What to do: Retype only what runs from the first line of the listing to the line holding "left-[400px] top-[-340.3px] w-[900px]", both included. Do not retype the pictures.

Recorded data:
————————
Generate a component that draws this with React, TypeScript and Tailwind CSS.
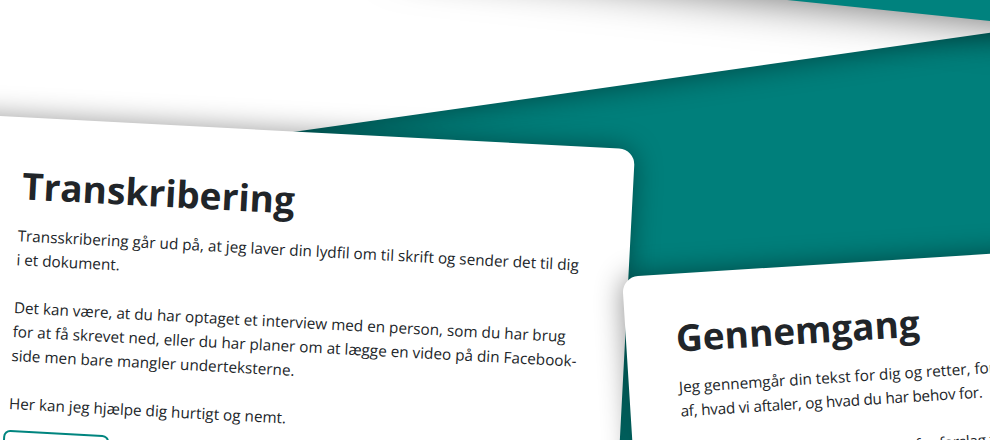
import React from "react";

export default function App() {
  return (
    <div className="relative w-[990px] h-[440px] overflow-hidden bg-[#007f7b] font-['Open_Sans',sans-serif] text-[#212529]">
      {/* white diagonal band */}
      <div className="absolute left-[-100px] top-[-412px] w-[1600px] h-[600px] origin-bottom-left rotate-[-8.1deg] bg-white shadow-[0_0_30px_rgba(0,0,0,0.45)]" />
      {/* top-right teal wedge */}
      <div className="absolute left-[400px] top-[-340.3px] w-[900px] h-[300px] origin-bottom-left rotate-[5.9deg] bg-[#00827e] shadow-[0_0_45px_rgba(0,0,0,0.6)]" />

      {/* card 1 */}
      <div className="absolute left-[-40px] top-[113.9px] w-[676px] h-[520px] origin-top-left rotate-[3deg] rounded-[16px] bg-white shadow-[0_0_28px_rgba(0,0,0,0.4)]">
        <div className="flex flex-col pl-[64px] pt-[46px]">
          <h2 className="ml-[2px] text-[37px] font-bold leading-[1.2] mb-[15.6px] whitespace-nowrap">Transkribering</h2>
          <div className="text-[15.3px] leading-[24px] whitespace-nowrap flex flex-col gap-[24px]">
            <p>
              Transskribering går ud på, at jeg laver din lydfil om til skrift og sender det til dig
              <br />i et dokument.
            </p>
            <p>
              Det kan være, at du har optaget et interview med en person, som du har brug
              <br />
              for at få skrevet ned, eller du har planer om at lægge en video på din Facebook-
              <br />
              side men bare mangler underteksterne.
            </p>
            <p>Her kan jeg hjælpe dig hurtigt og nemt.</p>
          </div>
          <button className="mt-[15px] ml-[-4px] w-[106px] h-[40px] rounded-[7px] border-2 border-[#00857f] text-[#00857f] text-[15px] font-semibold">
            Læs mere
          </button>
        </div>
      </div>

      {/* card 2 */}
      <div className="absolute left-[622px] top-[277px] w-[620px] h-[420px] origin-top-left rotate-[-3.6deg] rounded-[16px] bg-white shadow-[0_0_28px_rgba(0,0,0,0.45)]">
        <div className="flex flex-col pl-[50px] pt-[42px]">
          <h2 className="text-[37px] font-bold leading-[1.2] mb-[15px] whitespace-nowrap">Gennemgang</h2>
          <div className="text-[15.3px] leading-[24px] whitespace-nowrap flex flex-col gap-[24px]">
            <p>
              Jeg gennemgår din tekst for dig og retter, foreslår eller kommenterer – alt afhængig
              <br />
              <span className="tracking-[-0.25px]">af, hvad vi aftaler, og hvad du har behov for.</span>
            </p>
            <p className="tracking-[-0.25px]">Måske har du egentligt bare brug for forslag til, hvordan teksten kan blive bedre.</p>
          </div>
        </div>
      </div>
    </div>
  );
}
————————
Result of this exercise:
Generate a component that draws this with React, TypeScript and Tailwind CSS.
import React from "react";

export default function App() {
  return (
    <div className="relative w-[990px] h-[440px] overflow-hidden bg-[#007f7b] font-['Open_Sans',sans-serif] text-[#212529]">
      {/* white diagonal band */}
      <div className="absolute left-[-100px] top-[-412px] w-[1600px] h-[600px] origin-bottom-left rotate-[-8.1deg] bg-white shadow-[0_0_30px_rgba(0,0,0,0.45)]" />
      {/* top-right teal wedge */}
      <div className="absolute left-[400px] top-[-340.3px] w-[900px] h-[300px] origin-bottom-left rotate-[5.9deg] bg-[#00827e] shadow-[0_0_45px_rgba(0,0,0,0.6)]" />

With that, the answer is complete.